(浜小清水駅の原生花園の木道を歩く)


「惜春の歌」を歌っている森田公一さんは、1940年生まれだから、84歳になられる。

つまり 森田さんからみた 「娘ら」とは 現在、60代、70代になるのである。

吉永小百合さん世代、あるいは山口百恵さん世代という事になるであろうか。

山口百恵、桜田淳子、森昌子さんらは三人娘と言われたが、もうちょっと上の三人娘と言えば、天地真理、小柳ルミ子、南沙織さんらである。


その小柳ルミ子さんは、ウチのカミさんと同じ歳である。

だから この世代については、ボクも多少モノが言えるが、現代の「娘ら」については分からないにしても この世代の「娘ら」は確かに、恥じらい、や 慎ましさ という美徳を 持ちあわせていたのである。
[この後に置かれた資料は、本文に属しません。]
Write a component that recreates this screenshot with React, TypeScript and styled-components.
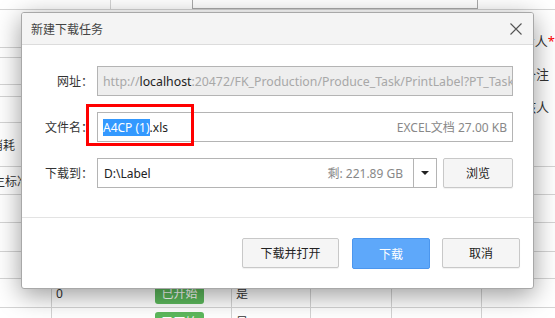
import styled, { createGlobalStyle } from "styled-components";

const GlobalStyle = createGlobalStyle`
  html, body {
    margin: 0;
    padding: 0;
    background: #ffffff;
  }
  body {
    font-family: "Noto Sans", "Noto Sans CJK SC", sans-serif;
    font-size: 12px;
    color: #333333;
  }
`;

const Page = styled.div`
  position: relative;
  width: 555px;
  height: 318px;
  overflow: hidden;
  background: #ffffff;
`;

// ---- background page (mostly hidden behind the dialog) ----
const TopRow = styled.div`
  height: 10px;
  box-sizing: border-box;
  border-bottom: 1px solid #d4d4d4;
  display: flex;
  align-items: flex-end;
  overflow: hidden;
`;

const TopCell = styled.div<{ w: number; line?: boolean }>`
  width: ${(p) => p.w}px;
  height: 30px;
  flex: none;
  display: flex;
  align-items: center;
  justify-content: flex-end;
  padding-right: 6px;
  box-sizing: border-box;
  border-right: ${(p) => (p.line ? "1px solid #d4d4d4" : "none")};
  color: #333;
  white-space: nowrap;
`;

const TopInput = styled.div`
  width: 286px;
  height: 30px;
  flex: none;
  box-sizing: border-box;
  border: 1px solid #aaaaaa;
  padding: 0 6px;
  display: flex;
  align-items: center;
  color: #222;
`;

const Middle = styled.div`
  height: 113px;
  display: flex;
`;

const LeftTable = styled.div`
  width: 60px;
  display: flex;
  flex-direction: column;
`;

const LeftRow = styled.div<{ h: number }>`
  height: ${(p) => p.h}px;
  box-sizing: border-box;
  border-bottom: 1px solid #d4d4d4;
`;

const RightForm = styled.div`
  margin-left: auto;
  width: 90px;
  padding-top: 14px;
  display: flex;
  flex-direction: column;
`;

const FormLabel = styled.div`
  height: 39px;
  padding-right: 6px;
  display: flex;
  justify-content: flex-end;
  align-items: center;
  color: #333;
  font-size: 13px;
  white-space: nowrap;
  span {
    color: #ff0000;
    margin-right: -6px;
  }
`;

const Row = styled.div<{ h: number }>`
  height: ${(p) => p.h}px;
  box-sizing: border-box;
  border-bottom: 1px solid #d4d4d4;
  display: flex;
`;

const SideText = styled.div<{ shift: number }>`
  width: 120px;
  flex: none;
  margin-left: ${(p) => p.shift}px;
  display: flex;
  align-items: center;
  font-size: 12px;
  color: #333;
  white-space: nowrap;
`;

const Cell = styled.div<{ w: number; line?: boolean }>`
  width: ${(p) => p.w}px;
  flex: none;
  box-sizing: border-box;
  border-right: ${(p) => (p.line ? "1px solid #d4d4d4" : "none")};
  display: flex;
  align-items: center;
  padding-left: 4px;
  color: #333;
`;

const Badge = styled.span`
  display: inline-flex;
  align-items: center;
  justify-content: center;
  width: 49px;
  height: 21px;
  background: #5cb85c;
  border-radius: 3px;
  color: #ffffff;
  margin-left: -1px;
`;

// ---- dialog ----
const Dialog = styled.div`
  position: absolute;
  left: 21px;
  top: 12px;
  width: 513px;
  height: 277px;
  box-sizing: border-box;
  border: 1px solid #a8a8a8;
  border-radius: 3px;
  background: #ffffff;
  box-shadow: 0 6px 26px rgba(0, 0, 0, 0.4);
  display: flex;
  flex-direction: column;
  overflow: hidden;
`;

const TitleBar = styled.div`
  height: 32px;
  box-sizing: border-box;
  background: #f4f4f4;
  border-bottom: 1px solid #dcdcdc;
  display: flex;
  align-items: center;
  justify-content: space-between;
  padding: 0 10px 0 9px;
  color: #444444;
  font-size: 12px;
`;

const Close = styled.div`
  width: 14px;
  height: 14px;
  display: flex;
  align-items: center;
  justify-content: center;
`;

const Body = styled.div`
  box-sizing: border-box;
  height: 173px;
  border-bottom: 1px solid #e3e3e3;
  padding: 21px 20px 0 0;
  display: flex;
  flex-direction: column;
  gap: 16px;
`;

const Field = styled.div`
  position: relative;
  height: 30px;
  display: flex;
  align-items: center;
`;

const Label = styled.div`
  width: 71px;
  margin-right: 4px;
  text-align: right;
  color: #333333;
  flex: none;
`;

const Box = styled.div<{ disabled?: boolean }>`
  flex: 1;
  height: 30px;
  box-sizing: border-box;
  border: 1px solid #b4b4b4;
  background: ${(p) => (p.disabled ? "#eeeeee" : "#ffffff")};
  display: flex;
  align-items: center;
  justify-content: space-between;
  padding: 0 5px;
  white-space: nowrap;
  overflow: hidden;
  color: #222;
  font-size: ${(p) => (p.disabled ? "12.3px" : "12px")};
`;

const Muted = styled.span`
  color: #a8a8a8;
`;

const Info = styled.span`
  color: #888888;
`;

const Selected = styled.span`
  background: #3399ff;
  color: #ffffff;
  line-height: 16px;
`;

const Highlight = styled.div`
  position: absolute;
  left: 64px;
  top: -8px;
  width: 108px;
  height: 42px;
  box-sizing: border-box;
  border: 3px solid #ff0000;
  pointer-events: none;
`;

const PathBox = styled.div`
  flex: 1;
  height: 30px;
  box-sizing: border-box;
  border: 1px solid #b4b4b4;
  display: flex;
`;

const PathText = styled.div`
  flex: 1;
  display: flex;
  align-items: center;
  justify-content: space-between;
  padding: 0 10px 0 6px;
  color: #222;
`;

const Drop = styled.div`
  width: 22px;
  border-left: 1px solid #b4b4b4;
  display: flex;
  align-items: center;
  justify-content: center;
`;

const Arrow = styled.div`
  width: 0;
  height: 0;
  border-left: 4px solid transparent;
  border-right: 4px solid transparent;
  border-top: 4px solid #222;
`;

const Button = styled.button<{ w: number; primary?: boolean }>`
  width: ${(p) => p.w}px;
  height: ${(p) => (p.primary ? 31 : 30)}px;
  box-sizing: border-box;
  border: 1px solid ${(p) => (p.primary ? "#4b96ee" : "#c8c8c8")};
  border-radius: 2px;
  background: ${(p) => (p.primary ? "#5ea8fa" : "#f5f5f5")};
  color: ${(p) => (p.primary ? "#ffffff" : "#222222")};
  font-family: inherit;
  font-size: 12px;
  padding: 0;
  flex: none;
  box-shadow: ${(p) => (p.primary ? "none" : "0 1px 1px rgba(0,0,0,0.06)")};
`;

const Browse = styled(Button)`
  margin-left: 6px;
`;

const Footer = styled.div`
  flex: 1;
  display: flex;
  justify-content: flex-end;
  align-items: flex-start;
  padding: 20px 13px 0 0;
  gap: 12px;
  button:first-child {
    margin-right: 1px;
  }
`;

export default function App() {
  return (
    <>
      <GlobalStyle />
      <Page>
        <TopRow>
          <TopCell w={111} line />
          <TopCell w={81}>制单编号</TopCell>
          <TopInput>PN000-002</TopInput>
          <TopCell w={58}>生产编号</TopCell>
        </TopRow>
        <Middle>
          <LeftTable>
            <LeftRow h={38} />
            <LeftRow h={10} />
            <LeftRow h={27} />
            <LeftRow h={12} />
            <LeftRow h={26} />
          </LeftTable>
          <RightForm>
            <FormLabel>
              负责人<span>*</span>
            </FormLabel>
            <FormLabel>备注</FormLabel>
            <FormLabel>审核人</FormLabel>
          </RightForm>
        </Middle>
        <Row h={44}>
          <SideText shift={-9}>消耗</SideText>
        </Row>
        <Row h={28}>
          <SideText shift={-7}>生标准</SideText>
        </Row>
        <Row h={28} />
        <Row h={29} />
        <Row h={27} />
        <Row h={29}>
          <Cell w={52} line />
          <Cell w={100}>0</Cell>
          <Cell w={80} line>
            <Badge>已开始</Badge>
          </Cell>
          <Cell w={79} line>是</Cell>
          <Cell w={81} line />
          <Cell w={90} line />
        </Row>
        <Row h={29}>
          <Cell w={52} line />
          <Cell w={100}>1</Cell>
          <Cell w={80} line>
            <Badge>已开始</Badge>
          </Cell>
          <Cell w={79} line>是</Cell>
          <Cell w={81} line />
          <Cell w={90} line />
        </Row>

        <Dialog>
          <TitleBar>
            <span>新建下载任务</span>
            <Close>
              <svg width="12" height="12" viewBox="0 0 12 12">
                <path d="M0.5 0.5 L11.5 11.5 M11.5 0.5 L0.5 11.5" stroke="#555" strokeWidth="1.1" fill="none" />
              </svg>
            </Close>
          </TitleBar>
          <Body>
            <Field>
              <Label>网址：</Label>
              <Box disabled>
                <span>
                  <Muted>http://</Muted>localhost
                  <Muted>:20472/FK_Production/Produce_Task/PrintLabel?PT_TaskId=1024</Muted>
                </span>
              </Box>
            </Field>
            <Field>
              <Label>文件名：</Label>
              <Box>
                <span>
                  <Selected>A4CP (1)</Selected>.xls
                </span>
                <Info>EXCEL文档 27.00 KB</Info>
              </Box>
              <Highlight />
            </Field>
            <Field>
              <Label>下载到：</Label>
              <PathBox>
                <PathText>
                  <span>D:\Label</span>
                  <Info>剩: 221.89 GB</Info>
                </PathText>
                <Drop>
                  <Arrow />
                </Drop>
              </PathBox>
              <Browse w={70}>浏览</Browse>
            </Field>
          </Body>
          <Footer>
            <Button w={97}>下载并打开</Button>
            <Button w={78} primary>
              下载
            </Button>
            <Button w={78}>取消</Button>
          </Footer>
        </Dialog>
      </Page>
    </>
  );
}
当時の自分たち 若い男どもは、その矜持に惹かれたと言っていい。

見えない何かに想像をたくましくして、想い焦がれたものである。


森田公一さんが言うように 時は ボクらをいつも待ってくれない、

どころか 時の終末が近づいてさえいる。

もちろん人には それぞれ青春の夢があり、青春とは 単に若い人の特権でない以上、ボクら翁媼(オキナ・オウナ)も、また青春の夢をもって何がおかしいか、と思う。


ボクの場合で言えば、高専を出て、実家の家業を継ぎ、必死になって働いてきた。

歳をとってからの夢があった。

会社をそこそこ大成させ、母を送り、子供たちを大学を出させ、一人前にした上で、カミさんと一緒に好きな事をやって遊ぶ。


ボクの遊びとは、本を読むことであった。

歴史書や思想書、哲学書などを気の向くまま縦横に読み、思索の世界に遊ぶ事であった。

この夢は 六十をすぎて叶えられた。

会社を 従業員の代表に預け、札幌に住んで ボクは 大所高所からみるだけにした。

ところが、カミさんは 川湯に残る、と言い出して、一時 札幌においた住民票を 一年ほどで弟子屈に戻してしまった。

まあ 互いに自分のしたい事をすればいい。


最初に読んだのは、ドフトエフスキーやトルストイのロシヤ文学であった。

札幌紀伊國屋から 関連する50冊ほどの文庫本を買って読み耽った。

10年ほどで いろいろ千冊も読んだろうか。


あれから18年が過ぎた。

想い描いたとおり 人生でもっとも幸せな時期であった。


今、本を読むことに 多少の苦痛が伴う。

小難しい事を考えるのが面倒になった。

目が疲れがちになり、まず 時間がとれない。

どうしてもTVや新聞、ウォーキング、ゴルフ、ドライブに 時間をとられがちである。

ひとり暮らしのせいもあるけれど 読書の時間がとれない。

小学生の頃 熱心に読んだ、今や日本文化の粋であるマンガ本に帰ろうか、とも思うが、本当に面白いかどうか 確信がもてない。


カミさんが、先日のお盆の帰省時に ボクと息子の前で、

私が 死ぬときは、冬 雪の降りしきるなかを さまよって、そのまま野垂れ死にしたい。

そうすれば苦しまずに、むしろ気持ちよく死ねるらしい、

と 笑いながら言って、ボクと息子を唖然とさせた。


何年か前、川湯の実家の近所に住んでいた 90歳くらいになる女性が、ご主人が亡くなってほどなく、雪中で 行き倒れになって亡くなったことがあった。

その際、誰かがそんな事を言ったのだろう。


よせよ、探す人の苦労も考えろよ、

と言いたかったが、考えてみれば、自分が 確実に先に死んでいるだろうから、苦労も何もないか、

と思い、ちょっと可笑しくなった。